DO THIS: Return precisely the span of lines from the top of the material below to the line containing "import React from", both included. Pictures are excluded.
[Begin PROVIDED DATA]
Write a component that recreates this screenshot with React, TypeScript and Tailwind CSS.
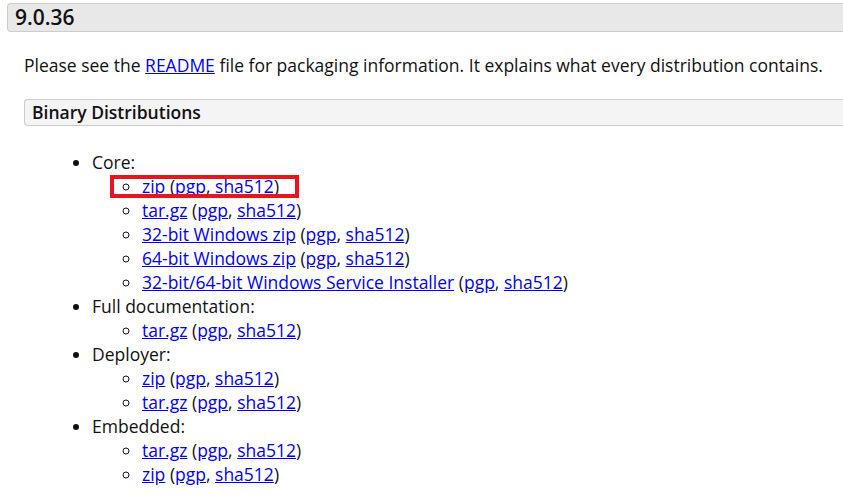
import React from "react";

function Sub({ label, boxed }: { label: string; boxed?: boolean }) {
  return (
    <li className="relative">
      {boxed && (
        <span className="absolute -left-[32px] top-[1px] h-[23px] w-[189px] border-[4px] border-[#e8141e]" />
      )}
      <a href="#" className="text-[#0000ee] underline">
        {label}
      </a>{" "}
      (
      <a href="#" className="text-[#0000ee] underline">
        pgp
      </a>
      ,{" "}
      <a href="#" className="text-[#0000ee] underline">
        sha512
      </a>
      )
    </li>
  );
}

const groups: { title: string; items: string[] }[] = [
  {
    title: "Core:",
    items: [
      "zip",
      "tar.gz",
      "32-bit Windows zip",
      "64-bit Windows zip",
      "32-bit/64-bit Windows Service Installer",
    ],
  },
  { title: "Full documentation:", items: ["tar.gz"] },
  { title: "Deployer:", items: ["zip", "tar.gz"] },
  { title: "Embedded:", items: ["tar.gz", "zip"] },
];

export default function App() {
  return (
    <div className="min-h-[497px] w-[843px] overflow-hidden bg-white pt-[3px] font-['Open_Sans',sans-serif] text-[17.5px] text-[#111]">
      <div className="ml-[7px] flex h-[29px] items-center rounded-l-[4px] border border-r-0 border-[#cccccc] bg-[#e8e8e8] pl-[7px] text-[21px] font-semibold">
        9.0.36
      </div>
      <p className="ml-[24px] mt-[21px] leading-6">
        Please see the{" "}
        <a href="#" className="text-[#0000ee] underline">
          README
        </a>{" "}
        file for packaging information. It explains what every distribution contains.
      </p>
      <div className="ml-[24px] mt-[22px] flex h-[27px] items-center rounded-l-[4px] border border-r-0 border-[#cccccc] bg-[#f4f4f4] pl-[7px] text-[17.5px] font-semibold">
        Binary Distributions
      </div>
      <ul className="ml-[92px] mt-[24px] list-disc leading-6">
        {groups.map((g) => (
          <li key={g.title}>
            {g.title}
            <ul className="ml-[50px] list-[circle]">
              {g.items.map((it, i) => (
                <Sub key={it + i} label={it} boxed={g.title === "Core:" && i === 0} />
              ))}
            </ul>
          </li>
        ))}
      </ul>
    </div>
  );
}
[End PROVIDED DATA]
WRITTEN SOLUTION:
Write a component that recreates this screenshot with React, TypeScript and Tailwind CSS.
import React from "react";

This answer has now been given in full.